>> Begin

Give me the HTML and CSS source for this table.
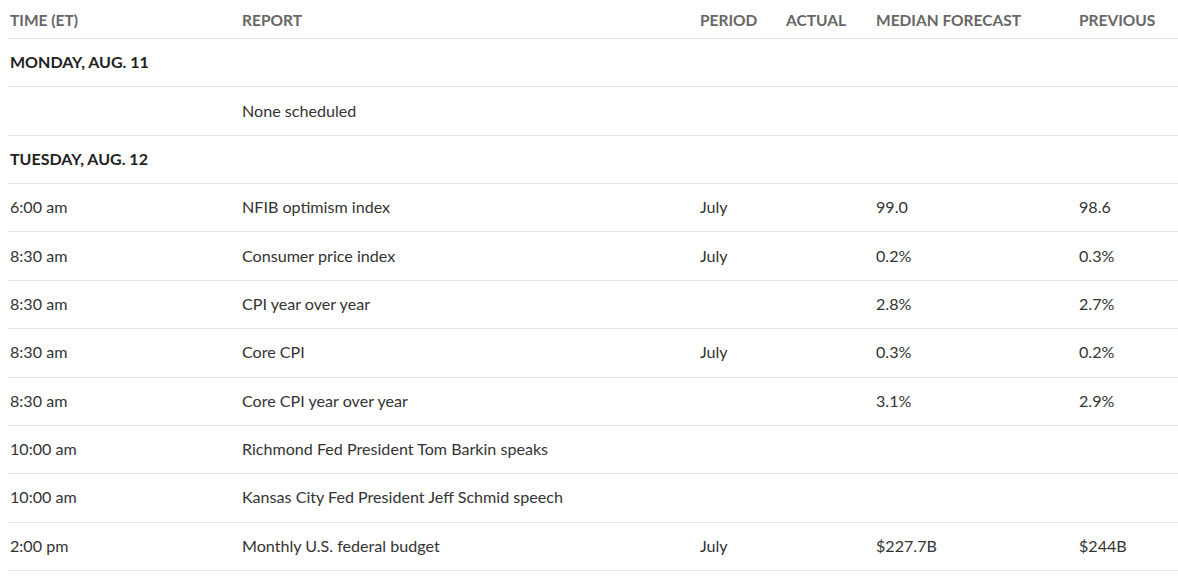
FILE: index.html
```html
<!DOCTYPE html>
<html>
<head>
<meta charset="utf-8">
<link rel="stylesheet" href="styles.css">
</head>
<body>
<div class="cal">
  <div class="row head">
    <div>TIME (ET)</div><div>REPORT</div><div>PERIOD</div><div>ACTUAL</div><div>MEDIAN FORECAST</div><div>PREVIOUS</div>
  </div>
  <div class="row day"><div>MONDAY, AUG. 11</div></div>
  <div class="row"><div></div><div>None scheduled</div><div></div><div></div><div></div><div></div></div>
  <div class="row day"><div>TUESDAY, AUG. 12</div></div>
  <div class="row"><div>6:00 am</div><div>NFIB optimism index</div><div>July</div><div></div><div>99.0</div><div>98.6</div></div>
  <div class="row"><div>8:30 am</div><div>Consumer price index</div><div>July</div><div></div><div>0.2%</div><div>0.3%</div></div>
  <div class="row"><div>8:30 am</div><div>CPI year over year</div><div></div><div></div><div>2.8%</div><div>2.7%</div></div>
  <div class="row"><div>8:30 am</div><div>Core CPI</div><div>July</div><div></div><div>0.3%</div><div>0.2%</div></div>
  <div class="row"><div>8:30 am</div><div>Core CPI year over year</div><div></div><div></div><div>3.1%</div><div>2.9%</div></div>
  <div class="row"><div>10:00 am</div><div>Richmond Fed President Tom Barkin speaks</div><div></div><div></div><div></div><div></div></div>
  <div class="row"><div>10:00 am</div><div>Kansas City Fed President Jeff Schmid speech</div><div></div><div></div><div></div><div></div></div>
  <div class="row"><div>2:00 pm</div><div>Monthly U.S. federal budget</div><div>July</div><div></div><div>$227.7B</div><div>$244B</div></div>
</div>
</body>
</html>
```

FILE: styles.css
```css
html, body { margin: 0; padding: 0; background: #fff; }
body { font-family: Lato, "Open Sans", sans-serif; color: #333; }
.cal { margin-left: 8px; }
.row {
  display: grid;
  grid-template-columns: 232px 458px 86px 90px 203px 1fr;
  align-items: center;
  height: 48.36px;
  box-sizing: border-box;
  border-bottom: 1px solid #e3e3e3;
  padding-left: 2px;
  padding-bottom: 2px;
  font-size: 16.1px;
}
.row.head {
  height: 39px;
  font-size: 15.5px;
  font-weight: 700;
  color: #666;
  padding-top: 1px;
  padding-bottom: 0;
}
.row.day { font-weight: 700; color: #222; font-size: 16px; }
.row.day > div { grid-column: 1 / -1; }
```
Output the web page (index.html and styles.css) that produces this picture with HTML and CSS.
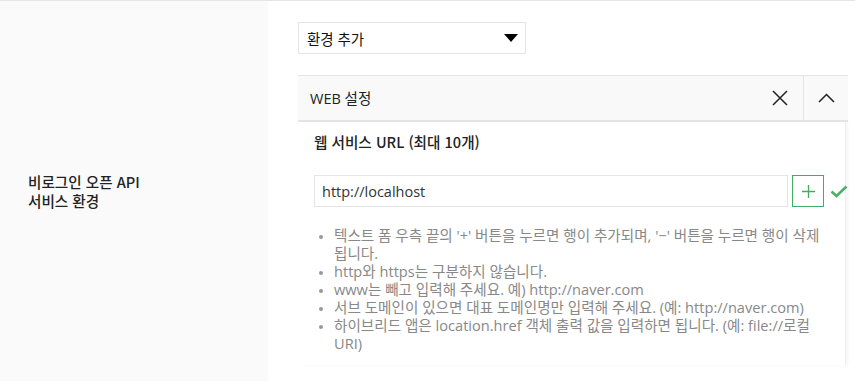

>> End

> What is required
Transcribe every record above exactly as written, leaving out any pictures.

> Solution to this exercise
Give me the HTML and CSS source for this table.
FILE: index.html
```html
<!DOCTYPE html>
<html>
<head>
<meta charset="utf-8">
<link rel="stylesheet" href="styles.css">
</head>
<body>
<div class="cal">
  <div class="row head">
    <div>TIME (ET)</div><div>REPORT</div><div>PERIOD</div><div>ACTUAL</div><div>MEDIAN FORECAST</div><div>PREVIOUS</div>
  </div>
  <div class="row day"><div>MONDAY, AUG. 11</div></div>
  <div class="row"><div></div><div>None scheduled</div><div></div><div></div><div></div><div></div></div>
  <div class="row day"><div>TUESDAY, AUG. 12</div></div>
  <div class="row"><div>6:00 am</div><div>NFIB optimism index</div><div>July</div><div></div><div>99.0</div><div>98.6</div></div>
  <div class="row"><div>8:30 am</div><div>Consumer price index</div><div>July</div><div></div><div>0.2%</div><div>0.3%</div></div>
  <div class="row"><div>8:30 am</div><div>CPI year over year</div><div></div><div></div><div>2.8%</div><div>2.7%</div></div>
  <div class="row"><div>8:30 am</div><div>Core CPI</div><div>July</div><div></div><div>0.3%</div><div>0.2%</div></div>
  <div class="row"><div>8:30 am</div><div>Core CPI year over year</div><div></div><div></div><div>3.1%</div><div>2.9%</div></div>
  <div class="row"><div>10:00 am</div><div>Richmond Fed President Tom Barkin speaks</div><div></div><div></div><div></div><div></div></div>
  <div class="row"><div>10:00 am</div><div>Kansas City Fed President Jeff Schmid speech</div><div></div><div></div><div></div><div></div></div>
  <div class="row"><div>2:00 pm</div><div>Monthly U.S. federal budget</div><div>July</div><div></div><div>$227.7B</div><div>$244B</div></div>
</div>
</body>
</html>
```

FILE: styles.css
```css
html, body { margin: 0; padding: 0; background: #fff; }
body { font-family: Lato, "Open Sans", sans-serif; color: #333; }
.cal { margin-left: 8px; }
.row {
  display: grid;
  grid-template-columns: 232px 458px 86px 90px 203px 1fr;
  align-items: center;
  height: 48.36px;
  box-sizing: border-box;
  border-bottom: 1px solid #e3e3e3;
  padding-left: 2px;
  padding-bottom: 2px;
  font-size: 16.1px;
}
.row.head {
  height: 39px;
  font-size: 15.5px;
  font-weight: 700;
  color: #666;
  padding-top: 1px;
  padding-bottom: 0;
}
.row.day { font-weight: 700; color: #222; font-size: 16px; }
.row.day > div { grid-column: 1 / -1; }
```
Output the web page (index.html and styles.css) that produces this picture with HTML and CSS.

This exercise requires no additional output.